#### Supplied information:

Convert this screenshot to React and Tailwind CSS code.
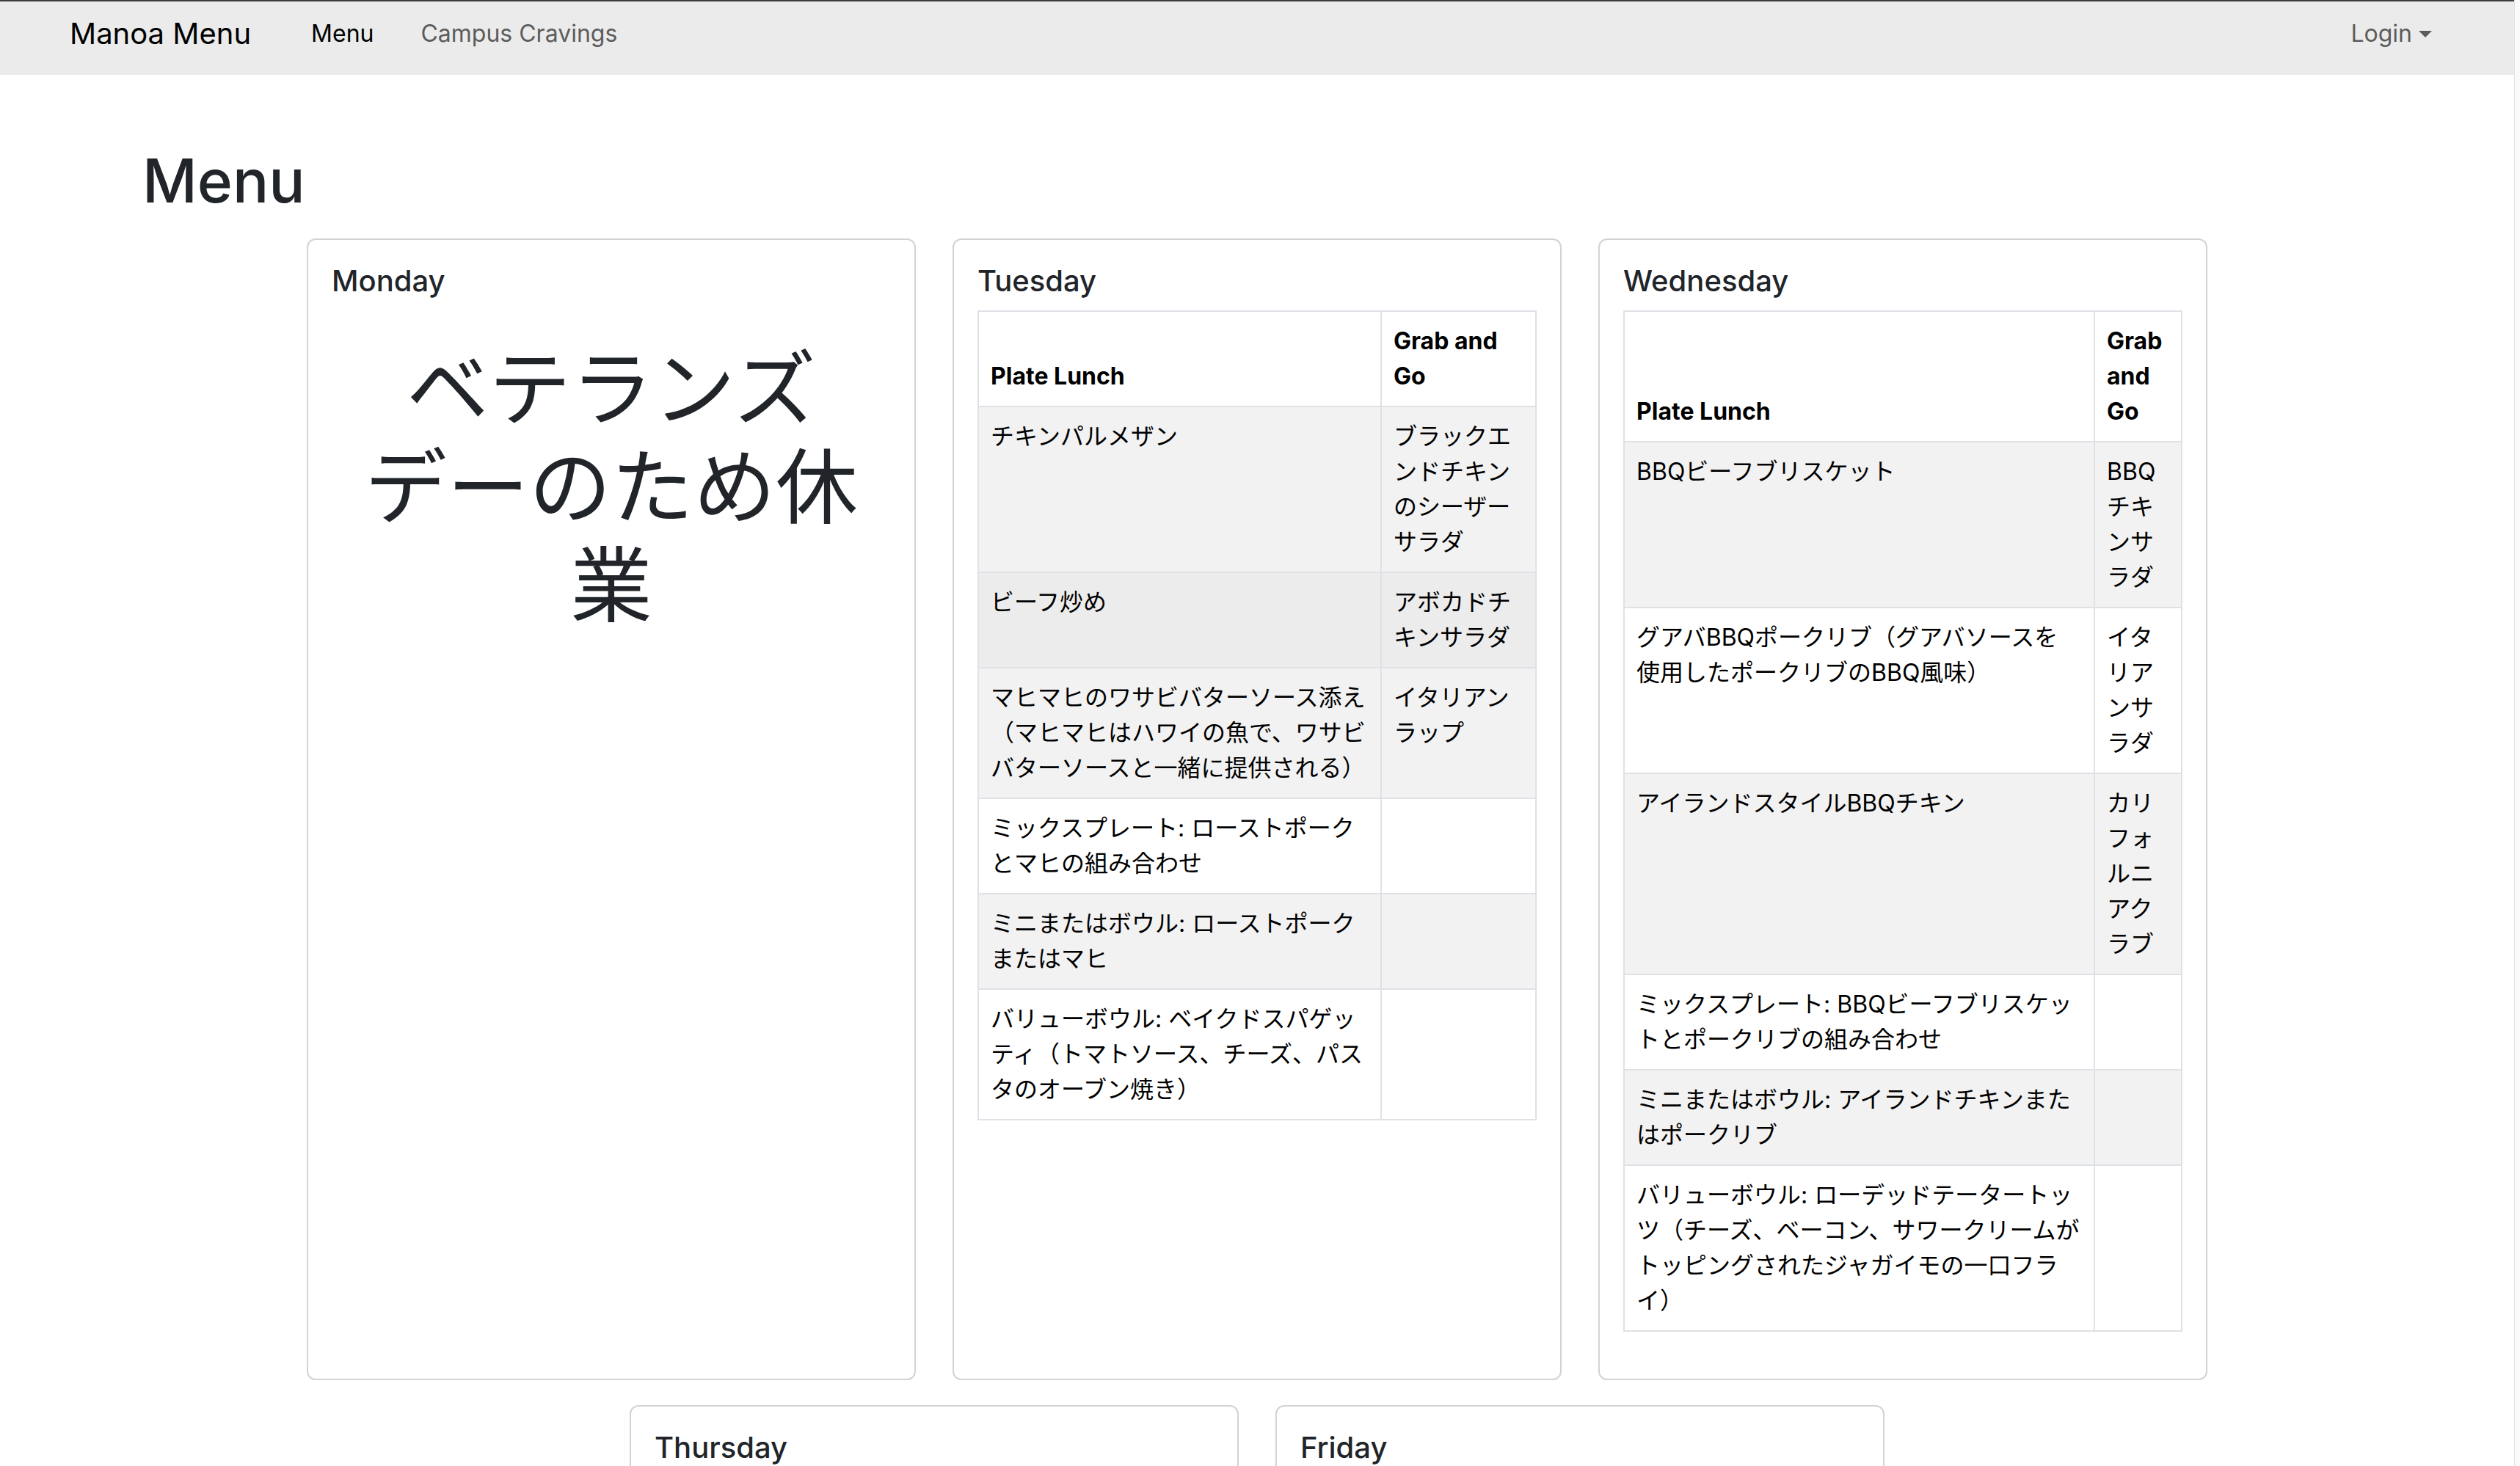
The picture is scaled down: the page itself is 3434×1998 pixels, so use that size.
import React from "react";

const weekMenu = [
  {
    day: "Tuesday",
    plateCol: "w-[549px]",
    grabHeader: "Grab and\nGo",
    rows: [
      { plate: "チキンパルメザン", grab: "ブラックエ\nンドチキン\nのシーザー\nサラダ" },
      { plate: "ビーフ炒め", grab: "アボカドチ\nキンサラダ", hover: true },
      {
        plate: "マヒマヒのワサビバターソース添え\n（マヒマヒはハワイの魚で、ワサビ\nバターソースと一緒に提供される）",
        grab: "イタリアン\nラップ",
      },
      { plate: "ミックスプレート: ローストポーク\nとマヒの組み合わせ", grab: "" },
      { plate: "ミニまたはボウル: ローストポーク\nまたはマヒ", grab: "" },
      { plate: "バリューボウル: ベイクドスパゲッ\nティ（トマトソース、チーズ、パス\nタのオーブン焼き）", grab: "" },
    ],
  },
  {
    day: "Wednesday",
    plateCol: "w-[641px]",
    grabHeader: "Grab\nand\nGo",
    rows: [
      { plate: "BBQビーフブリスケット", grab: "BBQ\nチキ\nンサ\nラダ" },
      { plate: "グアバBBQポークリブ（グアバソースを\n使用したポークリブのBBQ風味）", grab: "イタ\nリア\nンサ\nラダ" },
      { plate: "アイランドスタイルBBQチキン", grab: "カリ\nフォ\nルニ\nアク\nラブ" },
      { plate: "ミックスプレート: BBQビーフブリスケッ\nトとポークリブの組み合わせ", grab: "" },
      { plate: "ミニまたはボウル: アイランドチキンまた\nはポークリブ", grab: "" },
      {
        plate: "バリューボウル: ローデッドテータートッ\nツ（チーズ、ベーコン、サワークリームが\nトッピングされたジャガイモの一口フラ\nイ）",
        grab: "",
      },
    ],
  },
];

const DayCard = ({ day, children, className = "" }) => (
  <div className={`w-[830px] rounded-[12px] border-2 border-[#d3d3d3] bg-white p-[32px] ${className}`}>
    <h5 className="mb-[16px] text-[40px] font-medium leading-[48px] text-[#212529]">{day}</h5>
    {children}
  </div>
);

const MenuTable = ({ plateCol, grabHeader, rows }) => (
  <table className="mb-[32px] w-full table-fixed border-collapse border-2 border-[#dee2e6] text-[32px] leading-[48px] text-black">
    <colgroup>
      <col className={plateCol} />
      <col />
    </colgroup>
    <thead>
      <tr className="bg-white">
        <th className="border-2 border-[#dee2e6] p-[16px] text-left align-bottom font-bold">Plate Lunch</th>
        <th className="border-2 border-[#dee2e6] p-[16px] text-left align-bottom font-bold whitespace-pre">
          {grabHeader}
        </th>
      </tr>
    </thead>
    <tbody>
      {rows.map((row, i) => (
        <tr
          key={i}
          className={row.hover ? "bg-[#ececec]" : i % 2 === 0 ? "bg-[#f2f2f2]" : "bg-white"}
        >
          <td className="border-2 border-[#dee2e6] p-[16px] align-top whitespace-pre">{row.plate}</td>
          <td className="border-2 border-[#dee2e6] p-[16px] align-top whitespace-pre">{row.grab}</td>
        </tr>
      ))}
    </tbody>
  </table>
);

const App = () => {
  return (
    <div className="flex h-screen overflow-hidden bg-white font-['Inter','Noto_Sans_CJK_JP',sans-serif] text-[#212529]">
      <div className="min-w-0 flex-1">
        <nav className="flex h-[102px] items-center border-t-2 border-[#3d3d3d] bg-[#ebebeb] pb-[12px] pl-[95px] pr-[112px]">
          <a className="mr-[82px] text-[40px] leading-none text-black">Manoa Menu</a>
          <div className="flex items-center gap-[64px] text-[32px] leading-none">
            <a className="text-black">Menu</a>
            <a className="text-[#5c5c5c]">Campus Cravings</a>
          </div>
          <a className="ml-auto flex items-center text-[32px] leading-none text-[#5c5c5c]">
            Login
            <span className="ml-[9px] h-0 w-0 border-x-[9px] border-t-[9px] border-x-transparent border-t-[#5c5c5c]" />
          </a>
        </nav>

        <main className="pt-[96px]">
          <h1 className="pl-[194px] text-[82px] font-medium leading-[98px]">Menu</h1>

          <div className="mx-auto mt-[29px] flex w-[2590px] flex-wrap justify-center gap-x-[50px] gap-y-[34px]">
            <DayCard day="Monday">
              <p className="mt-[56px] whitespace-pre-line text-center text-[112px] font-normal leading-[134px]">
                {"ベテランズ\nデーのため休\n業"}
              </p>
            </DayCard>

            {weekMenu.map((d) => (
              <DayCard key={d.day} day={d.day}>
                <MenuTable plateCol={d.plateCol} grabHeader={d.grabHeader} rows={d.rows} />
              </DayCard>
            ))}

            <DayCard day="Thursday" className="min-h-[600px]" />
            <DayCard day="Friday" className="min-h-[600px]" />
          </div>
        </main>
      </div>
      <div className="w-[8px] border-l border-[#e3e3e3] bg-[#fafafa]" />
    </div>
  );
};

export default App;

#### Direction:
Transcribe the full listing above exactly, with the images removed.

#### Completed exercise:
Convert this screenshot to React and Tailwind CSS code.
The picture is scaled down: the page itself is 3434×1998 pixels, so use that size.
import React from "react";

const weekMenu = [
  {
    day: "Tuesday",
    plateCol: "w-[549px]",
    grabHeader: "Grab and\nGo",
    rows: [
      { plate: "チキンパルメザン", grab: "ブラックエ\nンドチキン\nのシーザー\nサラダ" },
      { plate: "ビーフ炒め", grab: "アボカドチ\nキンサラダ", hover: true },
      {
        plate: "マヒマヒのワサビバターソース添え\n（マヒマヒはハワイの魚で、ワサビ\nバターソースと一緒に提供される）",
        grab: "イタリアン\nラップ",
      },
      { plate: "ミックスプレート: ローストポーク\nとマヒの組み合わせ", grab: "" },
      { plate: "ミニまたはボウル: ローストポーク\nまたはマヒ", grab: "" },
      { plate: "バリューボウル: ベイクドスパゲッ\nティ（トマトソース、チーズ、パス\nタのオーブン焼き）", grab: "" },
    ],
  },
  {
    day: "Wednesday",
    plateCol: "w-[641px]",
    grabHeader: "Grab\nand\nGo",
    rows: [
      { plate: "BBQビーフブリスケット", grab: "BBQ\nチキ\nンサ\nラダ" },
      { plate: "グアバBBQポークリブ（グアバソースを\n使用したポークリブのBBQ風味）", grab: "イタ\nリア\nンサ\nラダ" },
      { plate: "アイランドスタイルBBQチキン", grab: "カリ\nフォ\nルニ\nアク\nラブ" },
      { plate: "ミックスプレート: BBQビーフブリスケッ\nトとポークリブの組み合わせ", grab: "" },
      { plate: "ミニまたはボウル: アイランドチキンまた\nはポークリブ", grab: "" },
      {
        plate: "バリューボウル: ローデッドテータートッ\nツ（チーズ、ベーコン、サワークリームが\nトッピングされたジャガイモの一口フラ\nイ）",
        grab: "",
      },
    ],
  },
];

const DayCard = ({ day, children, className = "" }) => (
  <div className={`w-[830px] rounded-[12px] border-2 border-[#d3d3d3] bg-white p-[32px] ${className}`}>
    <h5 className="mb-[16px] text-[40px] font-medium leading-[48px] text-[#212529]">{day}</h5>
    {children}
  </div>
);

const MenuTable = ({ plateCol, grabHeader, rows }) => (
  <table className="mb-[32px] w-full table-fixed border-collapse border-2 border-[#dee2e6] text-[32px] leading-[48px] text-black">
    <colgroup>
      <col className={plateCol} />
      <col />
    </colgroup>
    <thead>
      <tr className="bg-white">
        <th className="border-2 border-[#dee2e6] p-[16px] text-left align-bottom font-bold">Plate Lunch</th>
        <th className="border-2 border-[#dee2e6] p-[16px] text-left align-bottom font-bold whitespace-pre">
          {grabHeader}
        </th>
      </tr>
    </thead>
    <tbody>
      {rows.map((row, i) => (
        <tr
          key={i}
          className={row.hover ? "bg-[#ececec]" : i % 2 === 0 ? "bg-[#f2f2f2]" : "bg-white"}
        >
          <td className="border-2 border-[#dee2e6] p-[16px] align-top whitespace-pre">{row.plate}</td>
          <td className="border-2 border-[#dee2e6] p-[16px] align-top whitespace-pre">{row.grab}</td>
        </tr>
      ))}
    </tbody>
  </table>
);

const App = () => {
  return (
    <div className="flex h-screen overflow-hidden bg-white font-['Inter','Noto_Sans_CJK_JP',sans-serif] text-[#212529]">
      <div className="min-w-0 flex-1">
        <nav className="flex h-[102px] items-center border-t-2 border-[#3d3d3d] bg-[#ebebeb] pb-[12px] pl-[95px] pr-[112px]">
          <a className="mr-[82px] text-[40px] leading-none text-black">Manoa Menu</a>
          <div className="flex items-center gap-[64px] text-[32px] leading-none">
            <a className="text-black">Menu</a>
            <a className="text-[#5c5c5c]">Campus Cravings</a>
          </div>
          <a className="ml-auto flex items-center text-[32px] leading-none text-[#5c5c5c]">
            Login
            <span className="ml-[9px] h-0 w-0 border-x-[9px] border-t-[9px] border-x-transparent border-t-[#5c5c5c]" />
          </a>
        </nav>

        <main className="pt-[96px]">
          <h1 className="pl-[194px] text-[82px] font-medium leading-[98px]">Menu</h1>

          <div className="mx-auto mt-[29px] flex w-[2590px] flex-wrap justify-center gap-x-[50px] gap-y-[34px]">
            <DayCard day="Monday">
              <p className="mt-[56px] whitespace-pre-line text-center text-[112px] font-normal leading-[134px]">
                {"ベテランズ\nデーのため休\n業"}
              </p>
            </DayCard>

            {weekMenu.map((d) => (
              <DayCard key={d.day} day={d.day}>
                <MenuTable plateCol={d.plateCol} grabHeader={d.grabHeader} rows={d.rows} />
              </DayCard>
            ))}

            <DayCard day="Thursday" className="min-h-[600px]" />
            <DayCard day="Friday" className="min-h-[600px]" />
          </div>
        </main>
      </div>
      <div className="w-[8px] border-l border-[#e3e3e3] bg-[#fafafa]" />
    </div>
  );
};

export default App;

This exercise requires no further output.